▼

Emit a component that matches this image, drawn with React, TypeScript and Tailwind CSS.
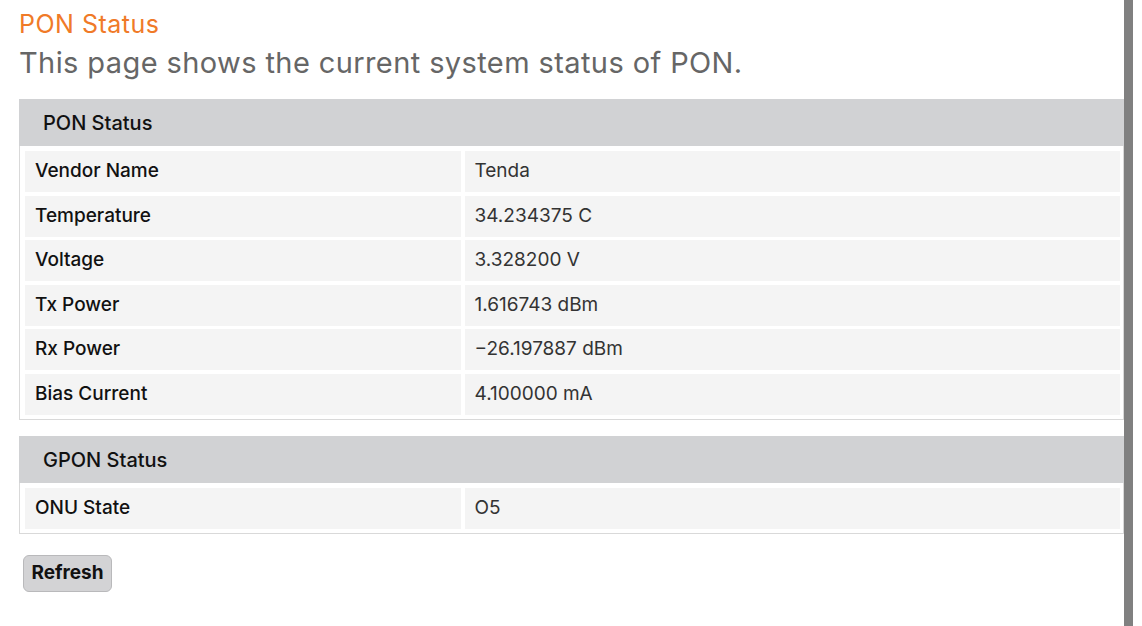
const PON_ROWS: [string, string][] = [
  ['Vendor Name', 'Tenda'],
  ['Temperature', '34.234375 C'],
  ['Voltage', '3.328200 V'],
  ['Tx Power', '1.616743 dBm'],
  ['Rx Power', '\u221226.197887 dBm'],
  ['Bias Current', '4.100000 mA'],
]

const GPON_ROWS: [string, string][] = [['ONU State', 'O5']]

function StatusTable({ title, rows }: { title: string; rows: [string, string][] }) {
  return (
    <div>
      <div className={HEAD}>{title}</div>
      <div className={BODY}>
        {rows.map(([label, value]) => (
          <div key={label} className="grid grid-cols-[436px_1fr] gap-[3.5px]">
            <div className={`${CELL} font-medium text-[#111]`}>{label}</div>
            <div className={`${CELL} text-[#333]`}>{value}</div>
          </div>
        ))}
      </div>
    </div>
  )
}

export default function App() {
  return (
    <div className="flex h-[626px] overflow-hidden bg-white font-['Inter',Arial,sans-serif]">
      <div className="flex-1 pl-[19px]">
        <h1 className="mt-[9px] text-[25px] leading-[30px] tracking-[0.5px] text-[#f07a28]">
          PON Status
        </h1>
        <p className="mt-[6px] text-[29px] leading-[36px] tracking-[0.4px] text-[#666]">
          This page shows the current system status of PON.
        </p>
        <div className="mt-[18px]">
          <StatusTable title="PON Status" rows={PON_ROWS} />
        </div>
        <div className="mt-[16.5px]">
          <StatusTable title="GPON Status" rows={GPON_ROWS} />
        </div>
        <button type="button" className={BTN}>
          Refresh
        </button>
      </div>
      <div className="w-[9px] bg-[#808080]" />
      <div className="w-[9px]" />
    </div>
  )
}

const HEAD =
  'flex h-[47px] items-center bg-[#d1d2d4] pl-[24px] text-[20px] font-medium text-[#111]'
const BODY =
  'flex flex-col gap-[3.5px] border-x border-b border-[#d9d9d9] pb-[4px] pl-[5px] pr-[3px] pt-[5px]'
const CELL = 'flex h-[41px] items-center bg-[#f4f4f4] pl-[10px] text-[19px]'
const BTN =
  'ml-[4px] mt-[21px] h-[37px] w-[89px] rounded-[6px] border border-[#b9b9bb] bg-[#d3d3d5] text-[19px] font-bold text-[#111]'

▲

-- WHAT IS BEING ASKED --
Repeat the full listing above exactly, with no pictures in the copy.

-- SOLUTION BELOW --
Emit a component that matches this image, drawn with React, TypeScript and Tailwind CSS.
const PON_ROWS: [string, string][] = [
  ['Vendor Name', 'Tenda'],
  ['Temperature', '34.234375 C'],
  ['Voltage', '3.328200 V'],
  ['Tx Power', '1.616743 dBm'],
  ['Rx Power', '\u221226.197887 dBm'],
  ['Bias Current', '4.100000 mA'],
]

const GPON_ROWS: [string, string][] = [['ONU State', 'O5']]

function StatusTable({ title, rows }: { title: string; rows: [string, string][] }) {
  return (
    <div>
      <div className={HEAD}>{title}</div>
      <div className={BODY}>
        {rows.map(([label, value]) => (
          <div key={label} className="grid grid-cols-[436px_1fr] gap-[3.5px]">
            <div className={`${CELL} font-medium text-[#111]`}>{label}</div>
            <div className={`${CELL} text-[#333]`}>{value}</div>
          </div>
        ))}
      </div>
    </div>
  )
}

export default function App() {
  return (
    <div className="flex h-[626px] overflow-hidden bg-white font-['Inter',Arial,sans-serif]">
      <div className="flex-1 pl-[19px]">
        <h1 className="mt-[9px] text-[25px] leading-[30px] tracking-[0.5px] text-[#f07a28]">
          PON Status
        </h1>
        <p className="mt-[6px] text-[29px] leading-[36px] tracking-[0.4px] text-[#666]">
          This page shows the current system status of PON.
        </p>
        <div className="mt-[18px]">
          <StatusTable title="PON Status" rows={PON_ROWS} />
        </div>
        <div className="mt-[16.5px]">
          <StatusTable title="GPON Status" rows={GPON_ROWS} />
        </div>
        <button type="button" className={BTN}>
          Refresh
        </button>
      </div>
      <div className="w-[9px] bg-[#808080]" />
      <div className="w-[9px]" />
    </div>
  )
}

const HEAD =
  'flex h-[47px] items-center bg-[#d1d2d4] pl-[24px] text-[20px] font-medium text-[#111]'
const BODY =
  'flex flex-col gap-[3.5px] border-x border-b border-[#d9d9d9] pb-[4px] pl-[5px] pr-[3px] pt-[5px]'
const CELL = 'flex h-[41px] items-center bg-[#f4f4f4] pl-[10px] text-[19px]'
const BTN =
  'ml-[4px] mt-[21px] h-[37px] w-[89px] rounded-[6px] border border-[#b9b9bb] bg-[#d3d3d5] text-[19px] font-bold text-[#111]'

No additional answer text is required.